Handling Complex Acting Prompts
The model was also tested with highly demanding prompts, including:
- Aggressive or dramatic characters
- Whispered ASMR-style voices
- Villain monologues
- Drunk or slurred speech with pauses and irregular delivery
In several cases, the model added non-verbal expressions such as pauses, laughter, or sighs without explicit instruction, showing advanced expressive behavior.
Custom Voice Mode
Custom voice mode offers prebuilt voices with optional style instructions.
Features
- Multiple selectable voices
- Optional emotion and pacing controls
- Supports both English and Chinese prompts
This mode is simpler than voice cloning or voice design and is intended for quick, consistent outputs.
Performance and Usage Limits
- Runs for approximately 4–6 hours per Google account
- Colab usage resets daily
- Multiple accounts can extend usage time
- No local GPU required
- Fully free within Colab’s limits
Key Takeaways
- Quen 3 TTS can be run entirely in Google Colab with one click
- No local GPU is required
- Voice cloning quality improves significantly with transcripts
- Voice design handles complex emotional prompts effectively
- Custom offloading makes large models usable within Colab limits
- Once models are cached, generation becomes fast and efficient
Frequently Asked Questions
Is Quen 3 TTS free to use?
Yes.

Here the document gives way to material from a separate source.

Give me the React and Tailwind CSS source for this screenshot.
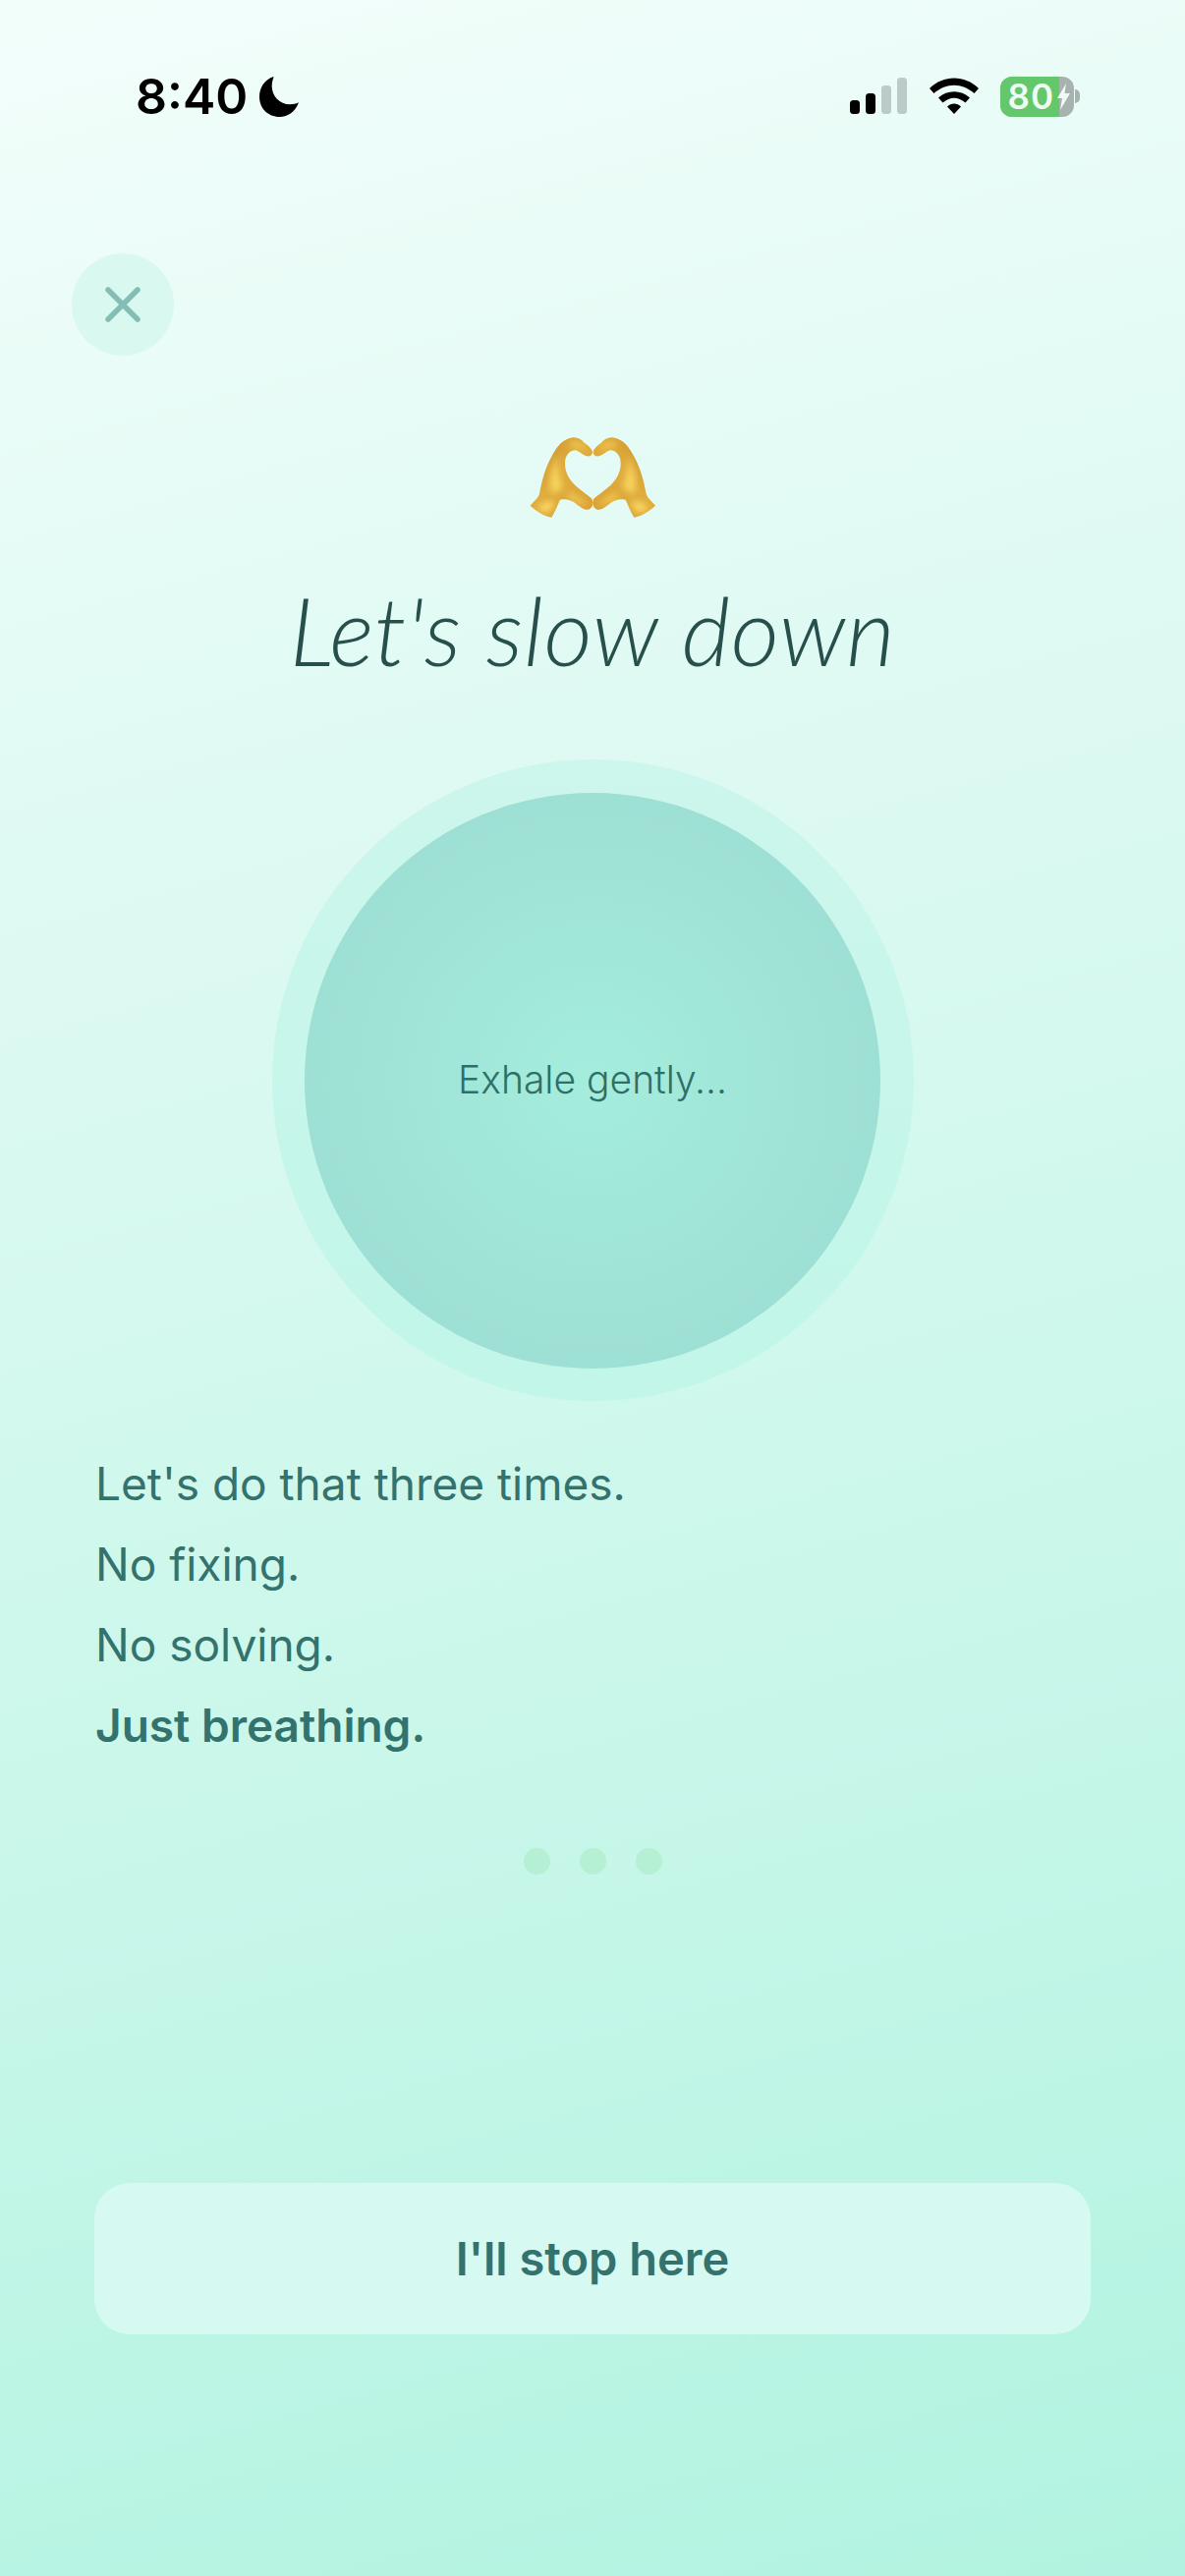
import React from 'react';

// Status bar signal bars + wifi + charging battery
const StatusIcons = () => (
  <div className="flex items-center">
    <svg width="60" height="38" viewBox="0 0 60 38">
      <rect x="2" y="23" width="10" height="14" rx="3.5" fill="#000" />
      <rect x="18" y="16" width="10" height="21" rx="3.5" fill="#000" />
      <rect x="34" y="8" width="10" height="29" rx="3.5" fill="#bccbc7" />
      <rect x="50" y="0" width="10" height="37" rx="3.5" fill="#bccbc7" />
    </svg>
    <svg width="50" height="38" viewBox="0 0 50 38" className="ml-[23px]">
      <path d="M0 11 C14 -3 36 -3 50 11 L45.5 16 C33 5 17 5 4.5 16 Z" fill="#000" />
      <path d="M9 20.5 C18 12 32 12 41 20.5 L36.5 25.5 C29 19 21 19 13.5 25.5 Z" fill="#000" />
      <path d="M18 29.5 C22 25.5 28 25.5 32 29.5 L25 37 Z" fill="#000" />
    </svg>
    <div className="ml-[22px] relative flex w-[75px] h-[41px] rounded-[12px] overflow-hidden bg-[#a6b3af]">
      <div className="w-[60px] h-full bg-[#65c76b] flex items-center justify-end">
        <span className="font-['Inter',sans-serif] font-semibold text-[35px] leading-none tracking-[1px] text-[#effcf3] mr-[5px]">80</span>
      </div>
      <svg width="13" height="27" viewBox="0 0 13 27" className="absolute left-[58px] top-[7px]">
        <path d="M9 0 L0 15 H5 L3 27 L13 10 H7.5 Z" fill="#f2faf7" />
      </svg>
    </div>
    <div className="w-[5px] h-[14px] ml-[1px] rounded-r-[5px] bg-[#a6b3af]" />
  </div>
);

const CloseButton = () => (
  <button className="w-[104px] h-[104px] rounded-full bg-[#d8f8f0] flex items-center justify-center">
    <svg width="38" height="38" viewBox="0 0 38 38" fill="none" stroke="#84bdb3" strokeWidth="5.5" strokeLinecap="round">
      <path d="M4 4 L34 34 M34 4 L4 34" />
    </svg>
  </button>
);

const leftHand =
  'M85 280 C95 268 108 258 113 245 C118 215 128 170 150 130 C165 102 180 82 205 74 C225 68 240 76 250 88 C262 96 272 104 275 115 C276 126 266 132 255 128 C245 124 240 118 228 112 C215 108 200 116 193 135 C186 165 198 195 222 218 C238 232 258 246 272 258 C280 270 276 288 262 292 C250 294 238 284 225 274 C212 264 195 258 176 262 C168 280 160 300 150 316 C128 312 105 298 85 280 Z';

// Heart hands emoji, drawn since there is no emoji font
const HeartHands = () => (
  <svg width="130" height="85" viewBox="80 65 390 255">
    <defs>
      <linearGradient id="handFill" x1="0.1" y1="0.1" x2="0.9" y2="0.9">
        <stop offset="0" stopColor="#c9932c" />
        <stop offset="0.45" stopColor="#e0ad3e" />
        <stop offset="1" stopColor="#d9a236" />
      </linearGradient>
      <filter id="soft" x="-30%" y="-30%" width="160%" height="160%">
        <feGaussianBlur stdDeviation="9" />
      </filter>
      <clipPath id="handClip">
        <path d={leftHand} />
      </clipPath>
    </defs>
    {[0, 1].map((side) => (
      <g key={side} transform={side ? 'translate(552 0) scale(-1 1)' : undefined}>
        <path d={leftHand} fill="url(#handFill)" />
        <g clipPath="url(#handClip)">
          <path d="M170 125 C150 165 140 205 150 245 C165 240 178 232 186 222 C172 195 165 160 170 125 Z" fill="#f6d35c" filter="url(#soft)" />
          <path d="M105 285 C120 270 140 262 160 268 C155 285 145 298 135 302 C122 300 112 294 105 285 Z" fill="#f8d661" filter="url(#soft)" />
          <path d="M205 85 C225 78 245 90 255 110 C240 112 225 100 205 100 Z" fill="#f0c550" filter="url(#soft)" />
          <path d="M200 240 C225 245 245 262 262 280 C245 280 222 268 200 258 Z" fill="#f2c852" filter="url(#soft)" />
        </g>
      </g>
    ))}
  </svg>
);

const App = () => {
  return (
    <div className="w-[1206px] h-[2622px] overflow-hidden flex flex-col font-['Inter',sans-serif] bg-[linear-gradient(165deg,#f3fefb_0%,#dffaf3_30%,#c9f7ea_65%,#b1f3e0_100%)]">
      {/* Status bar */}
      <div className="flex items-center justify-between h-[42px] mt-[77px] pl-[138px] pr-[107px]">
        <div className="flex items-center gap-[12px]">
          <span className="text-[50px] leading-none font-semibold text-black">8:40</span>
          <svg width="41" height="41" viewBox="0 0 42 42">
            <path d="M15 0 C5 3 0 12 0 21 C0 33 9 42 21 42 C30 42 37 37 41 27 C38 28.5 35 29 32 29 C21 29 13 20 13 10 C13 6 14 3 15 0 Z" fill="#000" />
          </svg>
        </div>
        <StatusIcons />
      </div>

      <div className="mt-[139px] pl-[73px]">
        <CloseButton />
      </div>

      <div className="mt-[81px] flex justify-center">
        <HeartHands />
      </div>

      <h1 className="mt-[61px] text-center text-[96px] leading-[104px] italic font-light tracking-[0.5px] font-['Lato',serif] text-[#27504c]">
        Let's slow down
      </h1>

      {/* Breathing circle */}
      <div className="mt-[80px] mx-auto w-[653px] h-[653px] rounded-full bg-[linear-gradient(180deg,#cdf6ed,#c1f6e9)] flex items-center justify-center">
        <div className="w-[586px] h-[586px] rounded-full bg-[radial-gradient(circle,#a4eddd_0%,#9bdad0_100%)] flex items-center justify-center">
          <span className="text-[39px] font-light text-[#2f6f68]">Exhale gently...</span>
        </div>
      </div>

      <div className="mt-[43px] pl-[97px] flex flex-col text-[46px] leading-[82px] text-[#34736d]">
        <p>Let's do that three times.</p>
        <p>No fixing.</p>
        <p>No solving.</p>
        <p className="font-semibold">Just breathing.</p>
      </div>

      <div className="mt-[84px] flex justify-center gap-[30px]">
        <div className="w-[27px] h-[27px] rounded-full bg-[#b5f0d4]" />
        <div className="w-[27px] h-[27px] rounded-full bg-[#b5f0d4]" />
        <div className="w-[27px] h-[27px] rounded-full bg-[#b5f0d4]" />
      </div>

      <button className="mt-[314px] mx-[96px] h-[154px] rounded-[36px] bg-[#d6f9f1] text-[47px] font-semibold text-[#34736d]">
        I'll stop here
      </button>
    </div>
  );
};

export default App;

The setup shown runs entirely on Google Colab’s free tier within its daily usage limits.
Do I need a GPU on my own computer?
No. All processing is done on Colab’s T4 GPU.
Does voice cloning require transcripts?
Transcripts are optional, but providing them greatly improves voice similarity.
Can I use multiple features at once?
No. Due to memory limits, only one feature loads at a time, but switching is automatic.
Are models re-downloaded every time?
No. Once downloaded, models are cached and reused in future sessions.